To the left is a panel from "Isaac The Pirate" by Christoph Blain. Isaac is an aspiring marine painter who leaves his fiancée and Paris and ships out on what turns out to be a pirate ship. As you can imagine, he's the odd duck in the crew. The captain begrudges Isaac's independence (before fulling losing his own mind) and rages at the artist for not working. I guess you could find a lot of useful metaphors in the tale.
A page from the Blacksad collection. All translated from the Spanish and available from Dark Horse (or, if you're lucky, your local library).

I love all this rendered stuff. It's so different from the style I'm currently working in.

Taking anthropomorphism to a new level: "Blacksad", illustrated by Juanjo Guarnido, author: Juan Díaz Canales
Available from Dark Horse

I'm that guy… can't you feel it? The numb desperation that makes your mind only only on the insane task.

Hell… on Earth :-)

from "It Was The War of the Trenches" written & illustrated by Jacques Tardi.
I had to skim through this classic a few times because the horror of the imagery was too intense. Yup, I'm a serious wimp.

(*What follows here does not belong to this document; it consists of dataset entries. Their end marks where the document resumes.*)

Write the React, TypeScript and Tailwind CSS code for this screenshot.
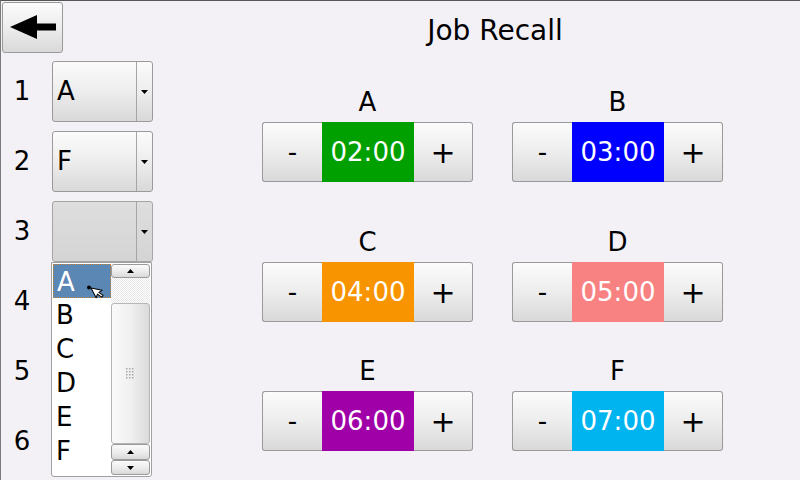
import React from "react";

const jobs = [
  { letter: "A", time: "02:00", color: "bg-[#00a000]" },
  { letter: "B", time: "03:00", color: "bg-[#0000ff]" },
  { letter: "C", time: "04:00", color: "bg-[#f89400]" },
  { letter: "D", time: "05:00", color: "bg-[#f88282]" },
  { letter: "E", time: "06:00", color: "bg-[#a000a8]" },
  { letter: "F", time: "07:00", color: "bg-[#00b4f0]" },
];

const rowGaps = ["mt-[40px]", "mt-[45px]", "mt-[34px]"];

const btnFace =
  "bg-linear-to-b from-[#fbfbfb] via-[#ededed] to-[#d9d9d9] border-[#9a9a9a]";

const Arrow = () => (
  <svg width="7" height="4" viewBox="0 0 7 4">
    <path d="M0 0 L7 0 L3.5 4 Z" fill="#000" />
  </svg>
);

const UpArrow = () => (
  <svg width="7" height="4" viewBox="0 0 7 4">
    <path d="M0 4 L7 4 L3.5 0 Z" fill="#000" />
  </svg>
);

const Combo = ({ value, open }: { value?: string; open?: boolean }) => (
  <div
    className={`relative flex h-[61px] w-[101px] rounded-[3px] border ${
      open
        ? "border-[#a5a5a5] bg-linear-to-b from-[#dedede] to-[#d4d4d4]"
        : btnFace
    }`}
  >
    <div className="flex flex-1 items-center pl-[4px] text-[26px]">{value}</div>
    <div className="flex w-[16px] items-center justify-center border-l border-[#a5a5a5]">
      <Arrow />
    </div>
    {open && <DropList />}
  </div>
);

const DropList = () => (
  <div className="absolute left-[-2px] top-full z-10 mt-[1px] flex h-[215px] w-[101px] rounded-b-[3px] border border-[#a0a0a0] bg-white p-[1px]">
    <div className="relative flex w-[58px] flex-col">
      {["A", "B", "C", "D", "E", "F"].map((l, i) => (
        <div
          key={l}
          className={`h-[34px] pl-[3px] text-[26px] leading-[34px] ${
            i === 0
              ? "border border-dotted border-[#c08040] bg-[#5b87b4] pl-[2px] leading-[32px] text-white"
              : "text-black"
          }`}
        >
          {l}
        </div>
      ))}
      {/* mouse pointer */}
      <svg
        className="absolute left-[33px] top-[20px]"
        width="20"
        height="20"
        viewBox="0 0 20 20"
      >
        <path
          d="M5 4 L5 15 L7.8 12.4 L10.2 17.2 L12.2 16.2 L9.9 11.5 L13.8 11.3 Z"
          fill="#fff"
          stroke="#000"
          strokeWidth="1"
          strokeLinejoin="round"
          transform="rotate(-28 5 4)"
        />
        <circle cx="3" cy="3.5" r="2" fill="#000" />
      </svg>
    </div>
    <div className="flex w-[39px] flex-col">
      <div className={`flex h-[14px] items-center justify-center rounded-[3px] border ${btnFace}`}>
        <UpArrow />
      </div>
      <div className="h-[25px] bg-[repeating-conic-gradient(#e6e6e6_0_25%,#ffffff_0_50%)] bg-[length:2px_2px]" />
      <div className="flex h-[141px] items-center justify-center rounded-[3px] border border-[#b5b5b5] bg-linear-to-r from-[#fafafa] via-[#f0f0f0] to-[#dadada]">
        <svg width="9" height="12" viewBox="0 0 9 12">
          {[0, 1, 2].map((c) =>
            [0, 1, 2, 3].map((r) => (
              <rect key={`${c}-${r}`} x={c * 3} y={r * 3} width="1.5" height="1.5" fill="#a8a8a8" />
            ))
          )}
        </svg>
      </div>
      <div className={`flex h-[16px] items-center justify-center rounded-[3px] border ${btnFace}`}>
        <UpArrow />
      </div>
      <div className={`flex h-[15px] items-center justify-center rounded-[3px] border ${btnFace}`}>
        <Arrow />
      </div>
    </div>
  </div>
);

const Stepper = ({ time, color }: { time: string; color: string }) => (
  <div className="mt-[5px] flex h-[60px] w-[211px]">
    <div className={`flex w-[60px] items-center justify-center rounded-l-[3px] border border-r-0 text-[26px] ${btnFace}`}>
      -
    </div>
    <div className={`flex w-[92px] items-center justify-center text-[26px] text-white ${color}`}>
      {time}
    </div>
    <div className={`flex w-[59px] items-center justify-center rounded-r-[3px] border border-l-0 text-[30px] ${btnFace}`}>
      +
    </div>
  </div>
);

const App = () => {
  const rows = [jobs.slice(0, 2), jobs.slice(2, 4), jobs.slice(4, 6)];
  const combos: (string | undefined)[] = ["A", "F", ""];

  return (
    <div className="flex h-[480px] w-[800px] overflow-hidden border-l border-t border-l-[#7a7a7a] border-t-[#555] bg-[#f4f1f6] font-['DejaVu_Sans',sans-serif] text-black">
      <div className="flex w-[160px] flex-col pl-[1px] pt-[1px]">
        <button
          type="button"
          className={`flex h-[51px] w-[61px] items-center justify-center rounded-[3px] border ${btnFace}`}
        >
          <svg width="59" height="49" viewBox="0 0 59 49">
            <path d="M7 24 L34 12 L34 36 Z" fill="#000" />
            <rect x="33" y="20.5" width="20" height="7" fill="#000" />
          </svg>
        </button>
        <div className="mt-[8px] flex flex-col gap-[9px]">
          {[1, 2, 3, 4, 5, 6].map((n, i) => (
            <div key={n} className="flex h-[61px] items-center">
              <div className="ml-[-1px] w-[42px] text-center text-[26px]">{n}</div>
              {i < 3 && (
                <div className="ml-[9px]">
                  <Combo value={combos[i]} open={i === 2} />
                </div>
              )}
            </div>
          ))}
        </div>
      </div>
      <div className="flex flex-col pl-[101px]">
        <div className="mt-[14px] w-[466px] text-center text-[28px] leading-[32px]">
          Job Recall
        </div>
        {rows.map((row, i) => (
          <div key={i} className={`flex gap-[39px] ${rowGaps[i]}`}>
            {row.map((j) => (
              <div key={j.letter} className="flex flex-col items-center">
                <div className="h-[30px] text-[26px] leading-[30px]">{j.letter}</div>
                <Stepper time={j.time} color={j.color} />
              </div>
            ))}
          </div>
        ))}
      </div>
    </div>
  );
};

export default App;
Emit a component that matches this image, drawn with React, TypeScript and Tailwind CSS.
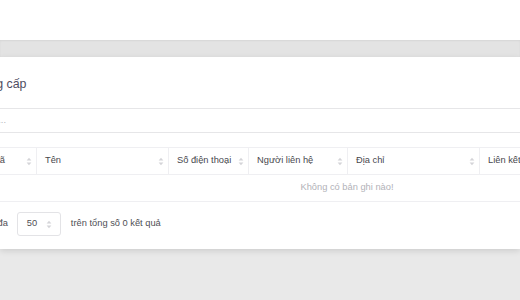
import React from "react";

const SortIcon = () => (
  <svg width="6" height="9" viewBox="0 0 6 9" className="shrink-0">
    <path d="M3 0.8 L5.4 3.6 H0.6 Z" fill="#d4d4d8" />
    <path d="M3 8.2 L5.4 5.4 H0.6 Z" fill="#d4d4d8" />
  </svg>
);

const cols: { label: string; w: number }[] = [
  { label: "STT", w: 37 },
  { label: "Mã", w: 53 },
  { label: "Tên", w: 132 },
  { label: "Số điện thoại", w: 80 },
  { label: "Người liên hệ", w: 99 },
  { label: "Địa chỉ", w: 132 },
  { label: "Liên kết", w: 232 },
];

export default function App() {
  return (
    <div
      className="w-[520px] h-[300px] overflow-hidden bg-[#e9e9e9] flex flex-col"
      style={{ fontFamily: '"Liberation Sans", Arial, sans-serif' }}
    >
      <div className="h-[40px] bg-white shrink-0" />
      <div className="h-[17px] shrink-0 bg-[#e3e3e3] shadow-[inset_0_1px_2px_rgba(0,0,0,0.06)]" />
      <div className="h-[192px] shrink-0 bg-white shadow-[0_2px_6px_rgba(0,0,0,0.12)] relative z-10 overflow-hidden">
        <div className="ml-[-53px] w-[800px] flex flex-col">
          <div className="pt-[19px] pl-[3px] h-[35px] text-[12.4px] leading-[16px] text-[#4f4d62]">
            Nhà cung cấp
          </div>
          <div className="mt-[16px] h-[25px] w-[800px] border border-[#e6e6e8] rounded-[3px] flex items-center pl-[12px] text-[9.3px] text-[#b5b5bb]">
            Tìm kiếm...
          </div>
          <div className="mt-[14px] w-[765px] border-t border-[#efeff2]">
            <div className="flex h-[27px] border-b border-[#efeff2]">
              {cols.map((c, i) => (
                <div
                  key={c.label}
                  className={`flex items-center justify-between pl-[8px] pr-[4px] text-[9.3px] text-[#48484d] ${i < cols.length - 1 ? "border-r border-[#efeff2]" : ""}`}
                  style={{ width: c.w }}
                >
                  <span className="whitespace-nowrap">{c.label}</span>
                  {i > 0 && i < cols.length - 1 && <SortIcon />}
                </div>
              ))}
            </div>
            <div className="flex h-[27px] border-b border-[#efeff2]">
              <div className="w-[36px]" />
              <div className="w-[728px] flex items-center justify-center text-[9.3px] text-[#b2b2b8]">
                Không có bản ghi nào!
              </div>
            </div>
          </div>
          <div className="mt-[10px] pl-[4px] flex items-center h-[24px] text-[9.3px] text-[#4f4f55]">
            <span className="whitespace-nowrap">Hiển thị tối đa</span>
            <div className="ml-[9px] w-[44px] h-[24px] border border-[#e3e3e6] rounded-[3px] flex items-center justify-between pl-[9px] pr-[8px]">
              <span>50</span>
              <SortIcon />
            </div>
            <span className="ml-[10px] whitespace-nowrap">trên tổng số 0 kết quả</span>
          </div>
        </div>
      </div>
      <div className="flex-1 bg-[#e9e9e9]" />
    </div>
  );
}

I love the storyboarding and cinema-feel. I imagine that I'm actually watching a movie and am somehow actively involved in the plot as it develops. But I'm very ill-informed about graphic novels and I don't see a lot of movies but I am in awe of this special art form that fuses draftsmanship, composition, drama, graphic wit and power, and the fourth dimension: Time. AND, the time it takes me to come up with sketches for a spot illustration, guys like Tardi have scoped out a whole sequence of war, mayhem, disaster and a resulting terrible truth.
I love the little boxes and how the artists work with them. Sometimes it's big and bold and other times the change is as subtle as a glance around a poker table as the cards get begrudgingly revealed. Blain's "Gus and His Gang" is full of these moments of exquisite timing and revealing hilarity:
from "Gus and His Gang" by Christoph Blain. This is a very complicated and hilarious send-up/love poem to Westerns.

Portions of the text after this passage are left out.